CNN과 손글씨 도형 분류 - 합성곱 신경망, 학습, FastAPI·Gradio 서빙

합성곱부터 이미지 분류·API 서빙까지

CNN(Convolutional Neural Network, 합성곱 신경망) 은 이미지의 공간적 구조를 살리면서 특징(에지, 모양 등)을 추출하는 딥러닝 모델이다. 이번 포스트에서는 CNN의 합성곱·스트라이드·패딩·풀링과 DNN 대비 가중치 공유를 짚은 뒤, 손글씨 도형(○, △, ×) 데이터로 CNN을 학습시키고, 모델 저장·불러오기를 정리한다. 마지막으로 학습된 모델을 FastAPI로 REST API로 서빙하고 Gradio로 웹 인터페이스를 붙여 본다.
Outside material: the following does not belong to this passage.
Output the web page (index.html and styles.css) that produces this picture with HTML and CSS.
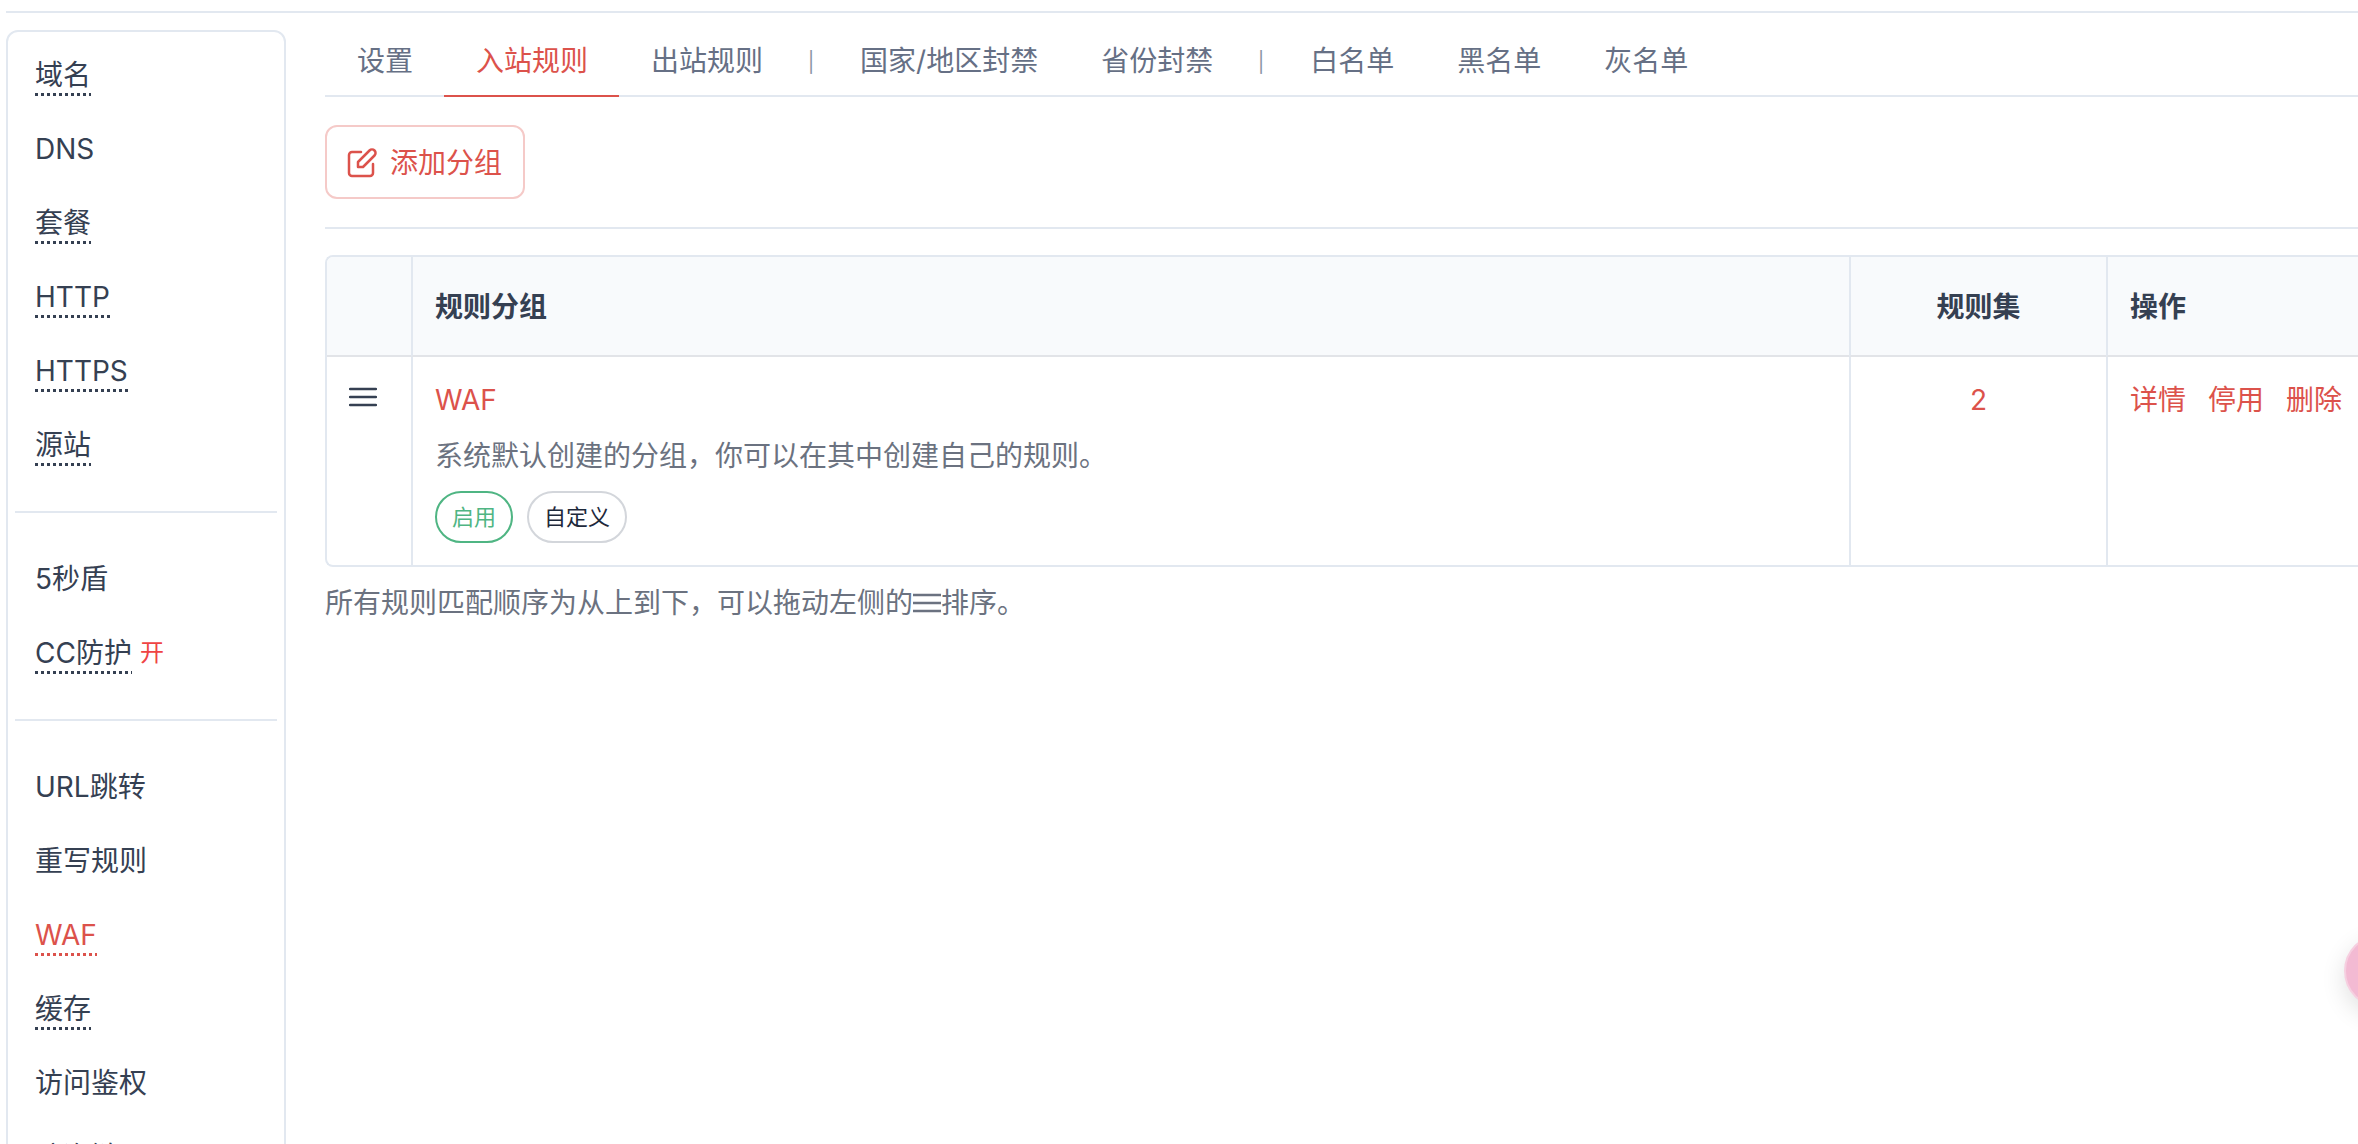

(CNN, 손글씨 도형 분류하기, 손글씨 도형 분류 FastAPI로 서빙을 기반으로 재구성)

1. CNN이란?

CNN은 합성곱 계층(Convolution Layer) 으로 이미지에서 특징을 추출하고, 풀링 계층으로 크기를 줄인 뒤, 완전 연결 계층(FC) 으로 최종 클래스를 예측한다. 이미지 분류, 객체 탐지, 영상 처리 등에서 널리 쓰인다.

※ 영상처리에서 CNN을 쓰는 이유

작은 필터로 에지·텍스처 등을 효율적으로 추출하고, 같은 필터를 여러 위치에 써서 학습 파라미터 수를 줄인다.
이미지가 조금 이동·변형되어도 특징을 잘 잡을 수 있고, 단순한 패턴부터 복잡한 패턴까지 단계적으로 학습할 수 있다.
DNN은 픽셀마다 별도 가중치를 두어 계산이 무겁고, 공간 구조를 잘 반영하지 못한다.

2. 입력 이미지

컴퓨터는 이미지를 숫자 행렬로 다룬다. 흑백은 밝기 0~255, 컬러는 RGB 채널별 행렬로 표현된다. PyTorch에서는 배치×채널×높이×너비 (N, C, H, W) 형태를 사용한다.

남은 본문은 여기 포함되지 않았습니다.